Steels like AEB-L or 14C28N manage to have excellent toughness while also being capable of 60+ Rc. The toughness is similar to steels with lower carbon content like 420HC but with higher potential hardness. AEB-L and 14C28N also have moderate edge retention though of course much lower than vanadium-alloyed powder metallurgy steels like S30V or M390. 14C28N is essentially AEB-L (or perhaps more accurately Sandvik 13C26), but with improved corrosion resistance. Despite the improved corrosion resistance, it is still capable of similar hardness (above 62 with cryo), and in CATRA testing it even had slightly improved edge retention. Going any higher in carbon or edge retention means a very large drop in toughness such as Niolox, VG10, or 154CM. There are other steels I didn’t test like AUS-6, AUS-8, or 8Cr13Mov, but those steels are unlikely to have a better combination of properties than 14C28N. So 14C28N has the best balance of the stainless steels in my opinion.

What is the Best?

So after reviewing many of these steels I think 14C28N is the best.
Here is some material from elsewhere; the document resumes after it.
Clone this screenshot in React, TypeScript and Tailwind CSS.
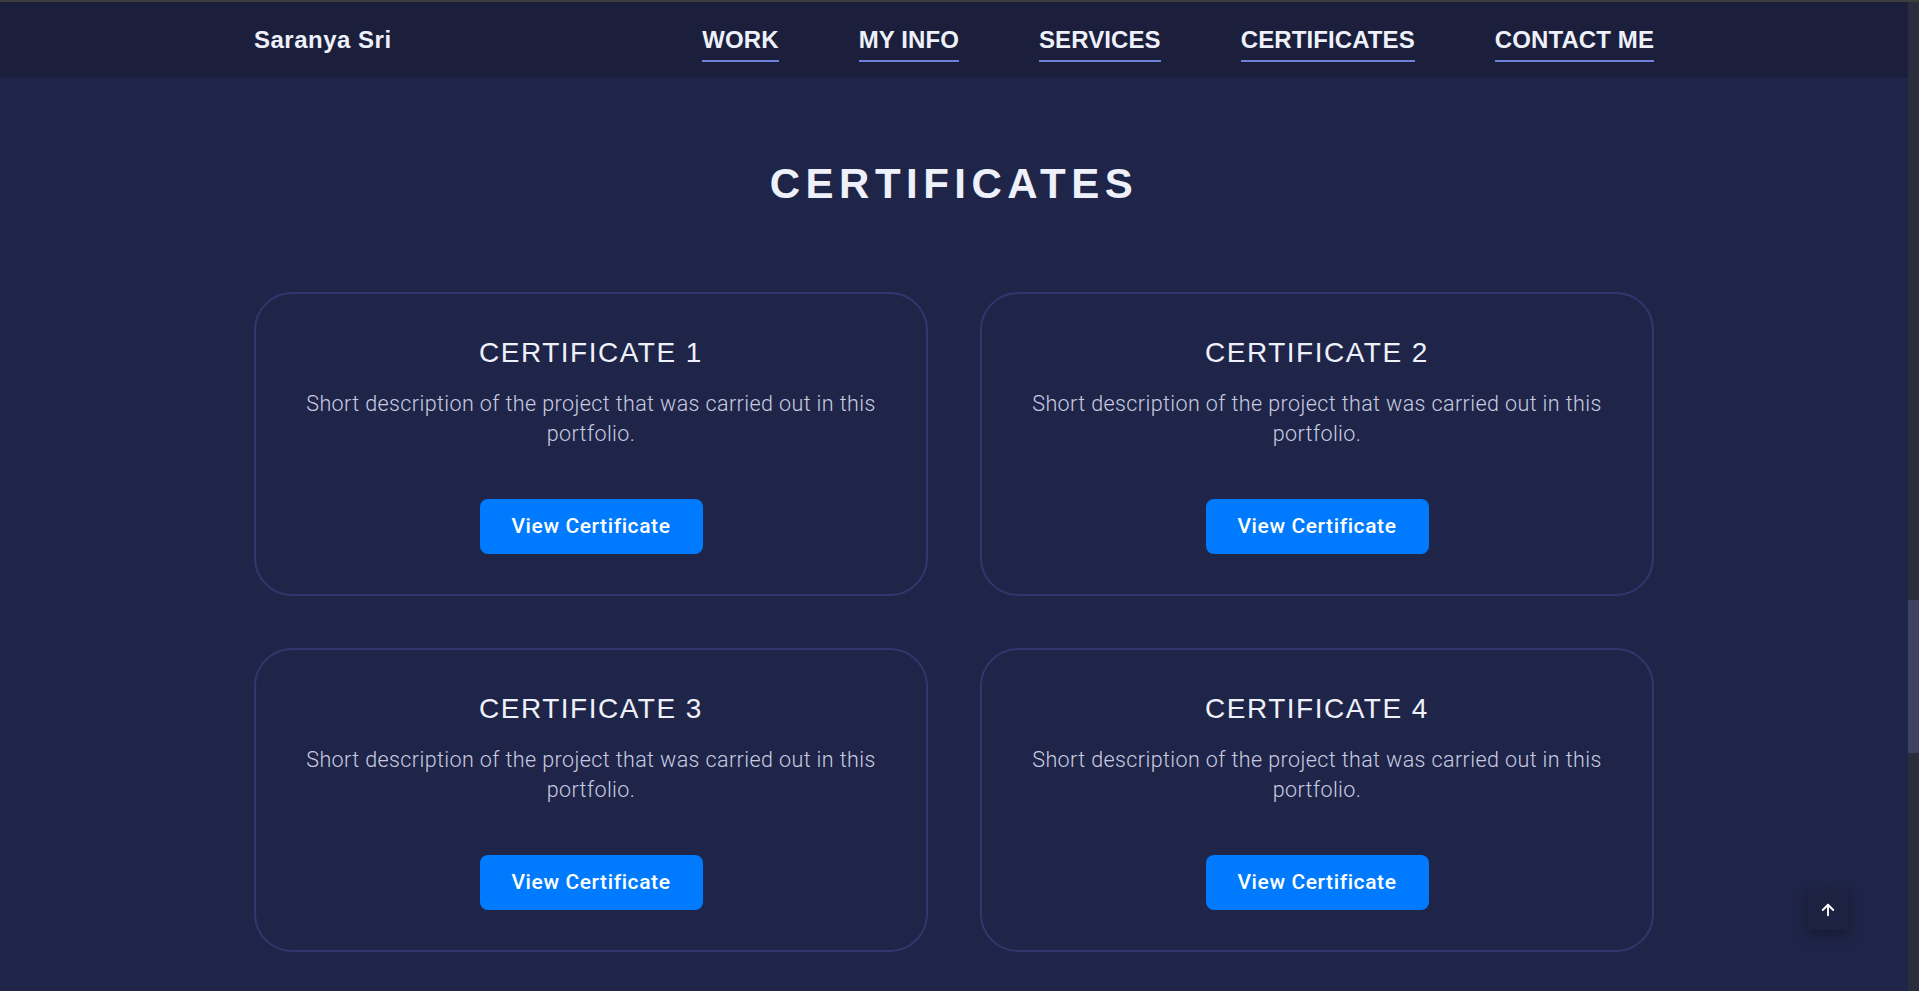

It has high toughness, above average corrosion resistance, and decent edge retention. It is also “fine blankable” and easy to sharpen with any stones, which were mentioned as bonus categories at the top of the article. The steel also has high “grindability” and “polishability” which makes costs low for knife manufacturers or custom knifemakers. As mentioned in the heat treating section, the hardenability is not particularly high for a stainless so heat treating in large vacuum furnaces is somewhat more difficult but certainly not impossible. Availability of 14C28N is somewhat worse than AEB-L so AEB-L can be a replacement with somewhat lower corrosion resistance when 14C28N is not available in the right size. I think these steels are appropriate for either knife manufacturers or custom makers so I don’t think there’s much reason to differentiate in that respect. The only exception is forging bladesmiths who tend to prefer low alloy steels and to them I would recommend 52100 for its good combination of toughness, edge retention, availability, and ease in grinding and polishing. For custom knifemakers I have a separate article on how to pick steels.